ウルリケ・ヘルマン『スミス・マルクス・ケインズ:よみがえる危機への処方箋』みすず書房 (2020)

つづきを読み進めた。

https://labo-dokusyo-fukurou.net/2024/04/03/%e8%aa%ad%e6%9b%b8%e6%97%a5%e8%a8%9837/

結局のところ、マルクスとエンゲルスでも「価格」が何によって決まるのかを厳密に論証することはできなかった。

しかしながら、彼らは「過剰な信用供与が行われば常に金融恐慌が発生する」という事実を正確に捉えることには成功したと筆者は指摘する。

そのあとにシュンペーターが登場する。

彼も価格の不透明性に翻弄されたものの、経済成長を「イノベーション」で説明することには成功したみたいである。

マルクスの考えを引き継いだ者は「新古典派」と呼ばれた。

そして新たに「限界効用論者」もこのあたりで出現する。

経済を「主観」で捉える時代が到来。

そして経済学はどんどん複雑化していき、泥沼化していく、、、というところまで読み進めた。

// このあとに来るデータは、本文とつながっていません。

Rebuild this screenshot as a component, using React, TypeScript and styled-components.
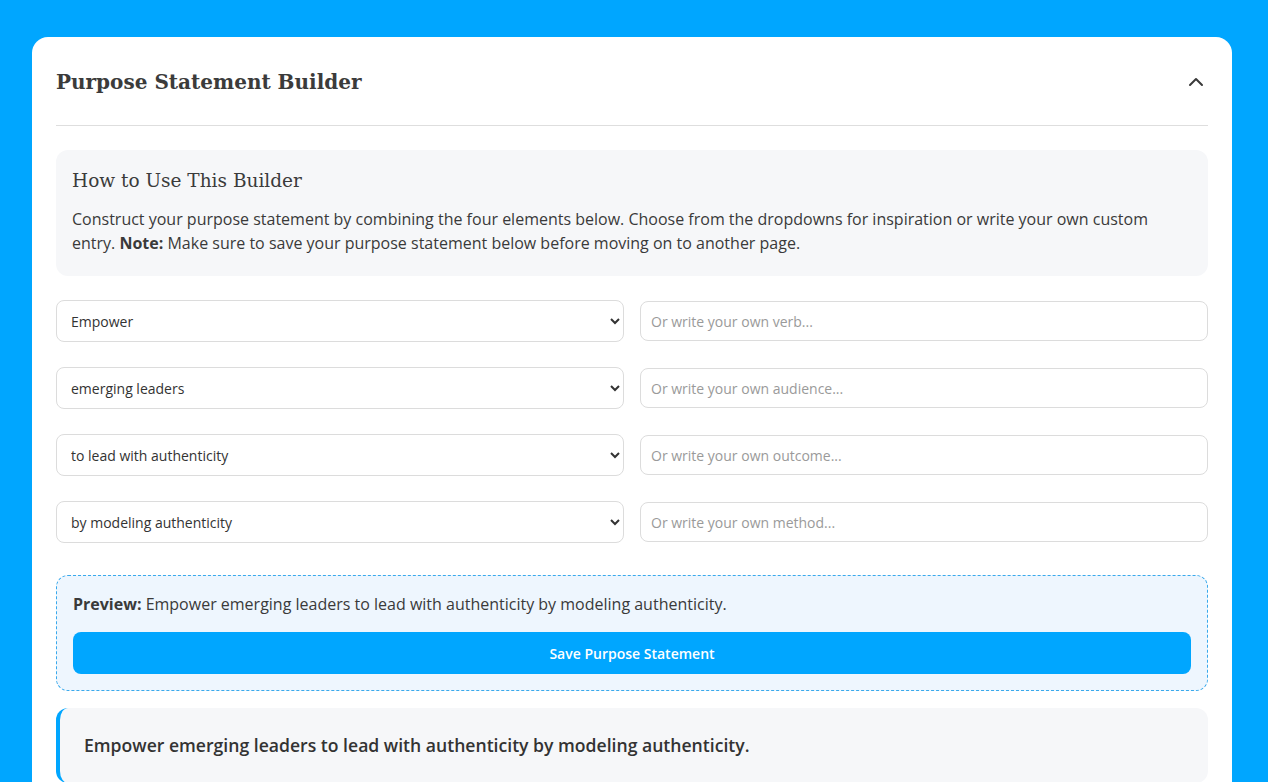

僕は、価格というものは哲学的難問だと思うようになった。

人間が生まれた瞬間から既に社会という環境に包囲されていて、「個性」というものを社会的性格を全て排除して記述することができないことと同じ仕方で、「価格」というものについても、社会的性質を全て排除して「絶対的」に決めることはできないと感じた。

「価値とは○○です。」

「希少性とは○○です。」

と断言する人がいればまず僕は疑う。